Exercise: Every line that includes the word "this" is to be listed.
........
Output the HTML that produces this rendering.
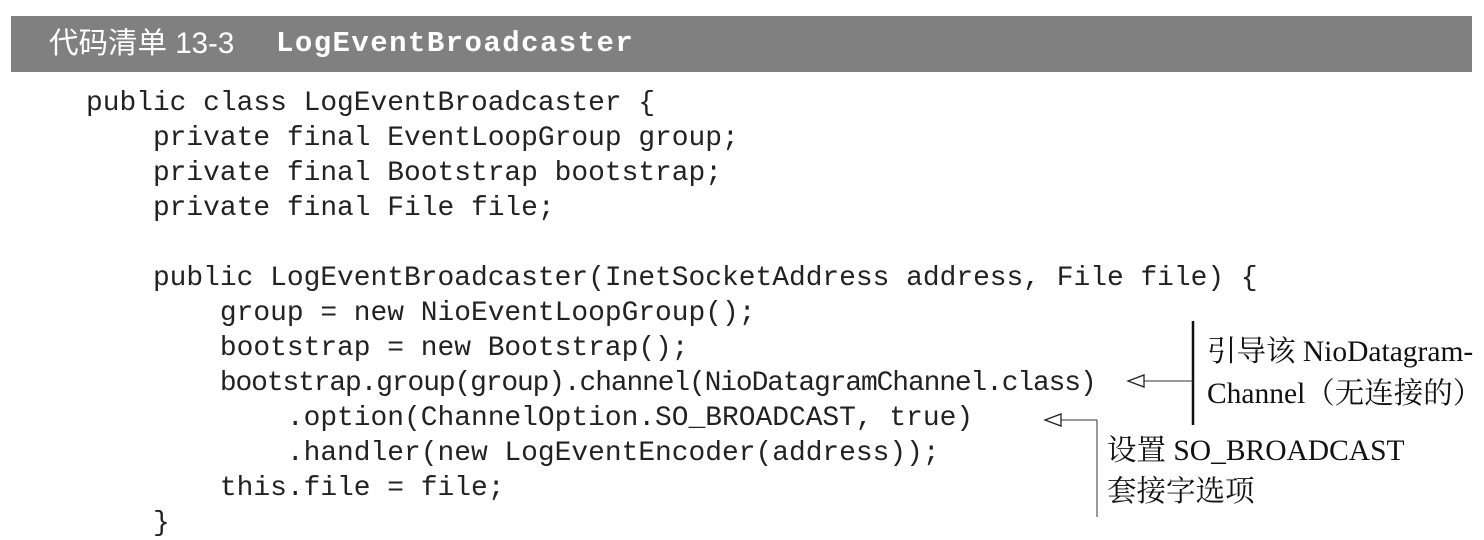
<!DOCTYPE html>
<html><head><meta charset="utf-8"><style>
html,body{margin:0;padding:0;background:#fff;width:1484px;height:540px;overflow:hidden;position:relative}
.bar{position:absolute;left:11px;top:16px;width:1461px;height:56px;background:#808080}
.t1{position:absolute;left:49px;top:26px;font:29.5px "Liberation Sans","Noto Sans CJK SC",sans-serif;color:#fff;line-height:36px;white-space:nowrap}
.t2{position:absolute;left:276px;top:27px;font:bold 29px "Liberation Mono",monospace;letter-spacing:1.45px;color:#fff;line-height:34px;white-space:nowrap}
.code{position:absolute;left:86px;top:86px;font:27.9px "Liberation Mono",monospace;line-height:35px;color:#222;white-space:pre;margin:0}
.n{letter-spacing:-1.1px}
.a{position:absolute;font:29.5px "Liberation Serif","Noto Serif CJK SC",serif;color:#111;white-space:nowrap;line-height:40px}
</style></head><body>
<div class="bar"></div>
<div class="t1">代码清单 13-3</div>
<div class="t2">LogEventBroadcaster</div>
<pre class="code">public class LogEventBroadcaster {
    private final EventLoopGroup group;
    private final Bootstrap bootstrap;
    private final File file;

    public LogEventBroadcaster(InetSocketAddress address, File file) {
        group = new NioEventLoopGroup();
        bootstrap = new Bootstrap();
        <span class="n">bootstrap.group(group).channel(NioDatagramChannel.class)</span>
            .option(ChannelOption.SO_BROADCAST, true)
            .handler(new LogEventEncoder(address));
        this.file = file;
    }</pre>
<svg style="position:absolute;left:0;top:0" width="1484" height="540">
<line x1="1193" y1="321" x2="1193" y2="425" stroke="#111" stroke-width="2.5"/>
<line x1="1144" y1="381" x2="1193" y2="381" stroke="#333" stroke-width="1"/>
<polygon points="1128,381 1144,375 1144,387" fill="#fff" stroke="#222" stroke-width="1.3"/>
<line x1="1097" y1="420" x2="1097" y2="517" stroke="#333" stroke-width="1"/>
<line x1="1061" y1="420" x2="1097" y2="420" stroke="#333" stroke-width="1"/>
<polygon points="1045,420 1061,414 1061,426" fill="#fff" stroke="#222" stroke-width="1.3"/>
</svg>
<div class="a" style="left:1207px;top:332px">引导该 NioDatagram-</div>
<div class="a" style="left:1207px;top:374px">Channel（无连接的）</div>
<div class="a" style="left:1107px;top:431px">设置 SO_BROADCAST</div>
<div class="a" style="left:1107px;top:472px">套接字选项</div>
</body></html>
........
Final result:
Output the HTML that produces this rendering.
        this.file = file;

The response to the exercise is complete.